Tuesday, June 18, 2013

Zugdidi and Abkhazia

In the morning, Babushka show Ilona how to bake Katcha-Purin and we're on our way. Not exactly because Vacho and Eldar wanted to show us an anciet monastary. The view was really beautiful. When the sky is clear, said Eldar, it is possible to see Abkhazia.

Cooking lessons in Georgia
And that's a monk!

The monk gave a small bag to Ilona. We also recieved gifts from our adoptive family: a drinking horn for me and a wooden hand made box for Ilona. The good family drove us to a hitchhiking place and stopped a car for us. The goodbyes were brief. What are they good for anyway? Democrats don't bother with goodbyes

We arrived in Zugdidi shortluy. With the police.

First, two officers stopped to chat with us, kind of friendly tough I am always weary of Police, these people are known to carry more guns than IQ. After a while we were silently greeted by two scary dudes from criminal police who told us to get into some police vehicle. The car was civilian-looking and the dudes driving it seemed to be detectives or something, they didn't wear the uniform. They didn't speak much for a while and I wondered if we aren't in some kind of trouble until one of the guys gave us a telephone with an english speaking friend who asked us:

"do you like Georgia?"

What the fuck? Afterwards she said that the police guy was a good guy and told Ilona to tell him something in georgian. It must have been some kind of obscenity but it made him laugh and he asked if we wanted something to drink. He bought us each a bottle of Fanta and sent for another police car to see us to Zugdidi.

In Zugdidi the police found a place for our tent in front of the police station where a guard was keeping an eye on things. What the fuck?

Riding with the Police

The downside of all this was that local cops seemed to follow us around everywhere to make sure we don't get killed by georgians Babushkas.
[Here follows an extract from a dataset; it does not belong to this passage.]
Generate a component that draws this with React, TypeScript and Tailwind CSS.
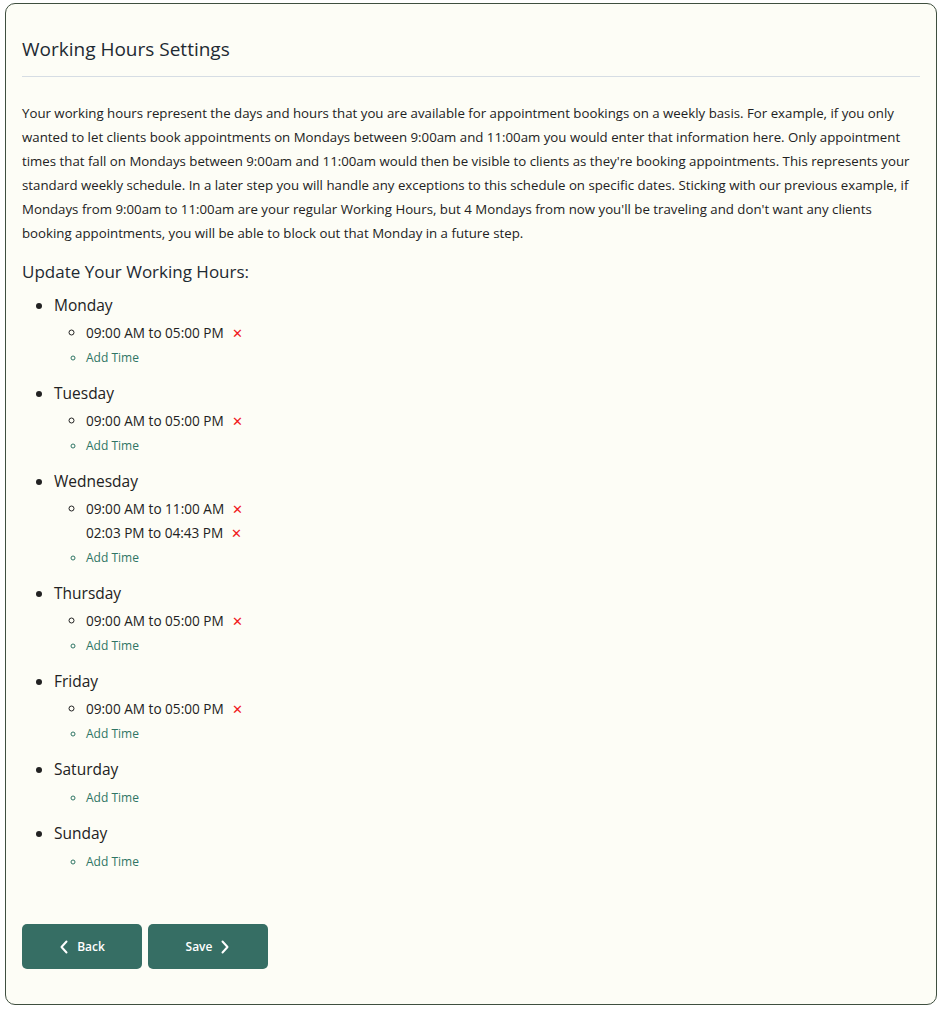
import React from "react";

type Day = { name: string; slots: string[] };

const days: Day[] = [
	{ name: "Monday", slots: ["09:00 AM to 05:00 PM"] },
	{ name: "Tuesday", slots: ["09:00 AM to 05:00 PM"] },
	{ name: "Wednesday", slots: ["09:00 AM to 11:00 AM", "02:03 PM to 04:43 PM"] },
	{ name: "Thursday", slots: ["09:00 AM to 05:00 PM"] },
	{ name: "Friday", slots: ["09:00 AM to 05:00 PM"] },
	{ name: "Saturday", slots: [] },
	{ name: "Sunday", slots: [] },
];

function ChevronLeft() {
	return (
		<svg width="10" height="14" viewBox="0 0 10 14" fill="none">
			<path d="M7.5 1.5 L2.5 7 L7.5 12.5" stroke="white" strokeWidth="2" strokeLinecap="round" strokeLinejoin="round" />
		</svg>
	);
}

function ChevronRight() {
	return (
		<svg width="10" height="14" viewBox="0 0 10 14" fill="none">
			<path d="M2.5 1.5 L7.5 7 L2.5 12.5" stroke="white" strokeWidth="2" strokeLinecap="round" strokeLinejoin="round" />
		</svg>
	);
}

export default function App() {
	return (
		<div className="min-h-[1014px] bg-white pt-[3px] pl-[5px] pr-[7px] font-['Open_Sans',sans-serif]">
			<div className="bg-[#fdfdf6] border border-[#3f4f3f] rounded-[10px] px-4 pt-[31px] pb-[35px] min-h-[1002px]">
				<h1 className="text-[19px] leading-[28px] text-[#1e2a32]">Working Hours Settings</h1>
				<div className="mt-[13px] border-t border-[#d6dde4]" />
				<p className="mt-[24px] text-[13.25px] leading-[24px] text-[#222]">
					Your working hours represent the days and hours that you are available for appointment bookings on a
					weekly basis. For example, if you only wanted to let clients book appointments on Mondays between
					9:00am and 11:00am you would enter that information here. Only appointment times that fall on Mondays
					between 9:00am and 11:00am would then be visible to clients as they're booking appointments. This
					represents your standard weekly schedule. In a later step you will handle any exceptions to this
					schedule on specific dates. Sticking with our previous example, if Mondays from 9:00am to 11:00am are
					your regular Working Hours, but 4 Mondays from now you'll be traveling and don't want any clients
					booking appointments, you will be able to block out that Monday in a future step.
				</p>
				<h2 className="mt-[14px] text-[17px] leading-[26px] text-[#1e2a32]">Update Your Working Hours:</h2>
				<ul className="list-disc pl-8 mt-[4px] text-[#222]">
					{days.map((day) => (
						<li key={day.name} className="mb-[6px]">
							<div className="text-[15.5px] leading-[32px]">{day.name}</div>
							<ul className="list-[circle] pl-8">
								{day.slots.length > 0 && (
									<li className="text-[13.6px] leading-[24px]">
										{day.slots.map((slot) => (
											<div key={slot} className="flex items-center gap-[8px]">
												<span>{slot}</span>
												<span className="text-[#f01820] text-[13px] leading-none">✕</span>
											</div>
										))}
									</li>
								)}
								<li className="text-[12px] leading-[26px] text-[#2f7565]">Add Time</li>
							</ul>
						</li>
					))}
				</ul>
				<div className="mt-[49px] flex gap-[6px]">
					<button className="w-[120px] h-[45px] rounded-[5px] bg-[#366e64] text-white text-[12px] font-semibold flex items-center justify-center gap-[8px]">
						<ChevronLeft />
						<span>Back</span>
					</button>
					<button className="w-[120px] h-[45px] rounded-[5px] bg-[#366e64] text-white text-[12px] font-semibold flex items-center justify-center gap-[8px]">
						<span>Save</span>
						<ChevronRight />
					</button>
				</div>
			</div>
		</div>
	);
}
We continued north of Zugdidi towards Abkhazia, on of the two Georgian regions occupied by Russian forces. We probably cannot enter abkhazia but we might see the border.

Our last ride, the guy towards the border goes the extra few kilometers just for us. He likes Czech Republic he says, he even has a Czech handgun. He shows the weapon to us, it's similar to those carried by Czech Police.

"It's in case I get into trouble with the russians, all sorts of crazy people in the border region"

On the border, we cannot pass but the guards seem to be moved by our hitchhiking story and my interest in the Abkhazian conflict. They dispatch an officer to guide us to the border. It's an improvised border, a fence and some baricades on the road. Two georgian soldiers with automatic weapons are resting in the area. We walk pass them and are now in no man's land. The officer tells us to stop: no further. I ask why?

"There is a sniper on the hill"

"A what?"

"A sniper. If we go further we are in range of the sniper", the guy tells me in a calm voice

There are people walking between borders, carrying bread or various supplies.

"These people, are they in range of the sniper?" The situation seems a bit unreal.

"Yes, they are."

"And does the sniper shoot at people?"

"Sometimes he does."

The conversaton goes on as casually as possible. I, however was kind of taken out of my confort zone.

"Why?"

"Why?" The guard looked surprised, "how can you know what goes on in the mind of the russians?"

Border to Abkhazia:"If we go any further, we'll be in range of the sniper"

We don't have to stay here any longer, we back down towards Zugdidi in the direction of Kutaisi.

Side notes for our parents:

We were never in range of any snipers or guns of whatever type nor did we taky any risks that could have put our lives into danger. This visit to abkhazian border was reasonable and safe, no different from a touristic visit of for example, the border of North Korea.